SQL*Loader: Dealing with delimiter characters in data

Question

I am loading some data to Oracle via SQLLDR. The source file is "pipe delimited".

FIELDS TERMINATED BY '|'

But some records contain pipe character in data, and not as separator. So it breaks correct loading of records as it understands indata pipe characters as field terminator.

Can you point me a direction to solve this issue?

Data file is about 9 GB, so it is hard to edit manually.

For example,

Loaded row:

ABC|1234567|STR 9 R 25|98734959,32|28.12.2011

Rejected Row:

DE4|2346543|WE| 454|956584,84|28.11.2011

Error:

Rejected - Error on table HSX, column DATE_N.
ORA-01847: day of month must be between 1 and last day of month

DATE_N column is the last one.

Are the fields with pipes `|` enclosed in quotes ? for example `DATA1|DATA2|"DATAWITH|PIPE"|DATA3`. In this case you can use `FIELDS TERMINATED BY '|' OPTIONALLY ENCLOSED BY '"'` — Vincent Malgrat, Jan 20 '12 at 13:07
@VincentMalgrat It would be easier but fields are not enclosed by quotes. — bonsvr, Jan 20 '12 at 14:41
Then how is SQL*Loader supposed to know when a field ends? How do you differentiate the "true" pipes from the "false" pipes ? :) — Vincent Malgrat, Jan 20 '12 at 14:51
if the pipe appears only in one field I can help you with an awk parse of the text.
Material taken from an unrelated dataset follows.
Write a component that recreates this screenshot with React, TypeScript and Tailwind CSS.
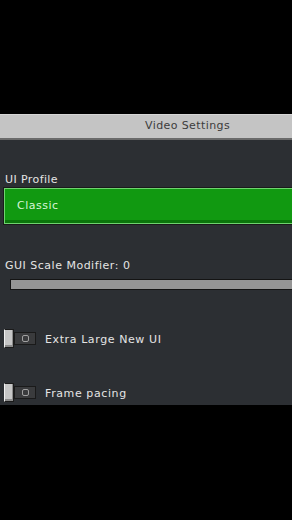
import React from 'react';

const font = { fontFamily: '"DejaVu Sans", "Liberation Sans", sans-serif' };

const Toggle = ({ label, className }: { label: string; className?: string }) => (
  <div className={`flex items-center h-[19px] ${className ?? ''}`}>
    <div className="ml-[4px] w-[10px] h-[19px] bg-[#c6c6c6] border border-[#1b1b1b] border-l-[#f0f0f0] shadow-[inset_-1px_-2px_0_#8b8b8b] z-10" />
    <div className="w-[22px] h-[13px] bg-[#3a3b3d] border border-[#1a1a1a] flex items-center justify-center">
      <div className="w-[7px] h-[7px] rounded-[2px] border border-[#a0a0a0]" />
    </div>
    <span className="ml-[9px] mt-[2px] text-[11px] leading-[14px] text-[#e4e4e4] tracking-[0.6px]">{label}</span>
  </div>
);

const App: React.FC = () => {
  return (
    <div className="w-[292px] h-[520px] bg-black flex flex-col overflow-hidden" style={font}>
      <div className="h-[114px] shrink-0" />

      {/* Header */}
      <div className="h-[24px] shrink-0 bg-[#c4c4c4] border-t border-[#d6d6d6] flex items-center pl-[145px]">
        <span className="text-[11px] text-[#3c3c3c] tracking-[0.4px]">Video Settings</span>
      </div>
      <div className="h-[2px] shrink-0 bg-[#6a6a6a]" />

      {/* Body */}
      <div className="h-[265px] shrink-0 bg-[#2c2f33] pt-[33px] flex flex-col">
        <div className="pl-[5px] text-[11px] leading-[14px] text-[#e4e4e4] tracking-[0.4px]">UI Profile</div>

        <div className="ml-[3px] h-[38px] border border-[#1a1a1a] border-r-0">
          <div className="h-full border border-[#6fd36f] border-r-0 bg-[#119911] shadow-[inset_0_-3px_0_#0b760b] flex items-center pl-[12px]">
            <span className="text-[11px] text-[#d6f5d6] tracking-[0.5px]">Classic</span>
          </div>
        </div>

        <div className="mt-[34px] pl-[5px] text-[11px] leading-[14px] text-[#e4e4e4] tracking-[0.5px]">GUI Scale Modifier: 0</div>

        <div className="mt-[6px] ml-[10px] h-[11px] bg-[#959595] border border-[#141414] border-r-0" />

        <Toggle label="Extra Large New UI" className="mt-[39px]" />
        <Toggle label="Frame pacing" className="mt-[35px]" />
      </div>

      <div className="flex-1 bg-black" />
    </div>
  );
};

export default App;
So, pipes can appear only in the 3rd field? — Florin Ghita, Jan 20 '12 at 15:05
Generally, that's what the `OPTIONALLY ENCLOSED BY` clause is for; data fields which include the delimiter are to be enclosed by different delimiter. — Adam Musch, Jan 20 '12 at 15:50
Going forward you should tell the person who handed you this file not to include the delimiter in any of the fields unless it is enclosed, this is bad data and should be discouraged before you are given any more : ) — Matt Donnan, Jan 20 '12 at 18:03

Benoit · Accepted Answer · 2012-01-20T16:37:15.627

You could not use any separator, and do something like:

field FILLER,
col1 EXPRESSION "REGEXP_REPLACE(:field,'^([^|]*)\\|([^|]*)\\|(.*)\\|([^|]*)\\|([^|]*)\\|([^|]*)$', '\\1')",
col2 EXPRESSION "REGEXP_REPLACE(:field,'^([^|]*)\\|([^|]*)\\|(.*)\\|([^|]*)\\|([^|]*)\\|([^|]*)$', '\\2')",
col3 EXPRESSION "REGEXP_REPLACE(:field,'^([^|]*)\\|([^|]*)\\|(.*)\\|([^|]*)\\|([^|]*)\\|([^|]*)$', '\\3')",
col4 EXPRESSION "REGEXP_REPLACE(:field,'^([^|]*)\\|([^|]*)\\|(.*)\\|([^|]*)\\|([^|]*)\\|([^|]*)$', '\\4')",
col5 EXPRESSION "REGEXP_REPLACE(:field,'^([^|]*)\\|([^|]*)\\|(.*)\\|([^|]*)\\|([^|]*)\\|([^|]*)$', '\\5')",
col6 EXPRESSION "REGEXP_REPLACE(:field,'^([^|]*)\\|([^|]*)\\|(.*)\\|([^|]*)\\|([^|]*)\\|([^|]*)$', '\\6')"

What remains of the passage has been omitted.